Premiering next month at the Toronto Film Festival is the true story and certain Oscar nominee, The Dallas Buyers Club, a movie that took twenty years to make because, "It's about a racist homophobe with aids who befriends a man who dresses as a woman. Then they both die." The cowboy-hatted homophobe (played by a super-gaunt Matthew McConaughey, down to 130 pounds) is Ron Woodroof, a hetero Texan electrician and rodeo buff who contracted aids in 1986. With his typical screw-the-bastards attitude, when faced with FDA footdragging, he started smuggling unapproved but life-prolonging drugs in from Mexico. Word got around, and he began helping the gays he hated. Hello, Hollywood.

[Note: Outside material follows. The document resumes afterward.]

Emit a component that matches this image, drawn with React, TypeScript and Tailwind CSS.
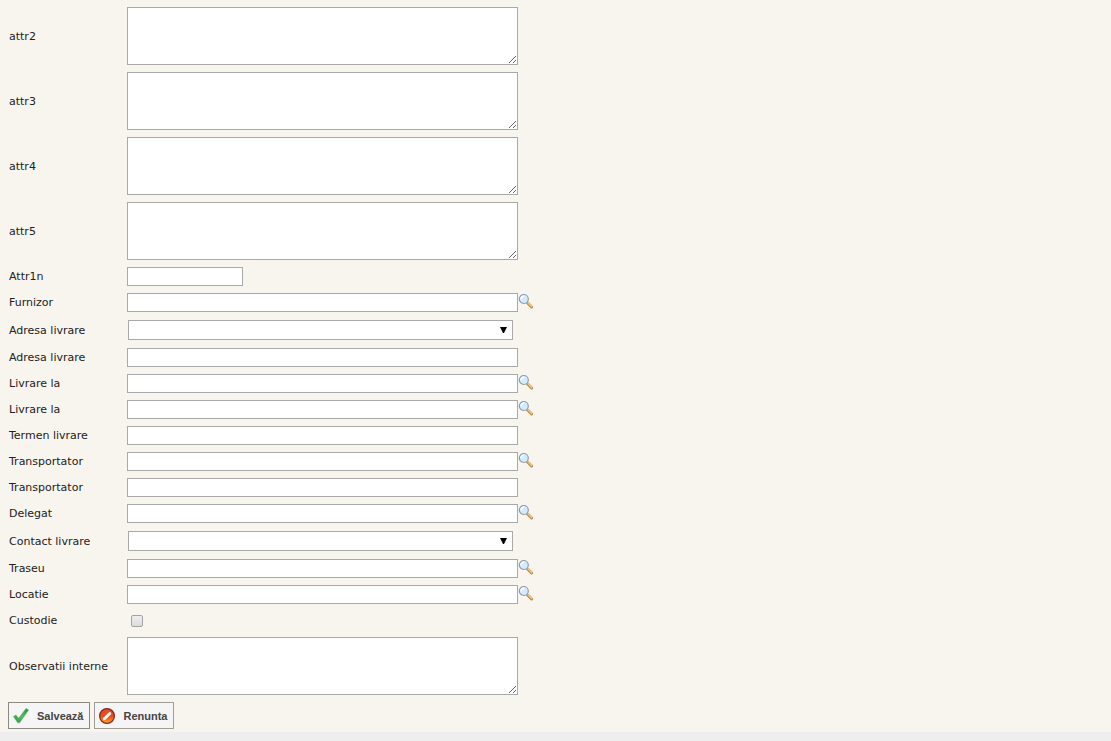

My question -- will the subtext be that while The Gays helplessly pranced around in high heels it took a Real Man to step up and do something useful, in the time honored tradition of aparthied movies centering on heroic whites and Holocaust movies about noble Catholics -- goes unasked and unanswered in today's big, buzzy L.A. Times profile. But the backstory is rich. First, this was a Woody Harrelson movie directed by Dennis Hopper, then a Brad Pitt movie directed by Marc Forester (which is how they eventually came to make WWZ), then years of nothing, then it was back as a Ryan Gosling movie directed by Craig Gillespie, but the money wasn't there. Enter Matthew McConaughey who in this telling is the movie's saviour. He insisted it get made and started losing weight for the role before they had financing. Auditioning via Skype, in drag, Jared Leto scored the major gay part. The Canadian director wanted Noomi Rapace for the scientist role but the studio said take Jennifer Garner instead. Also on board: Steve Zahn and Griffin Dunne.
While some industry types mocked the long-stalled project as "that feel-good aids movie," the L.A. Times reports "people who've seen 'Dallas Buyers' say it has an arty feel, bypassing many of the Hollywood conventions of uplift while bearing other marks of an auteur piece. It is shot with no added lighting and no score." It opens December 6.
Jean-March Vallée also directed the popular gay coming-of-age movie C.R.A.Z.Y. and the predictably enjoyable historical romance The Young Victoria with Rupert Friend, a campy shrewish perf from the almost-forgotten Miranda Richardson, and a queendom of Oscar-winning costumes.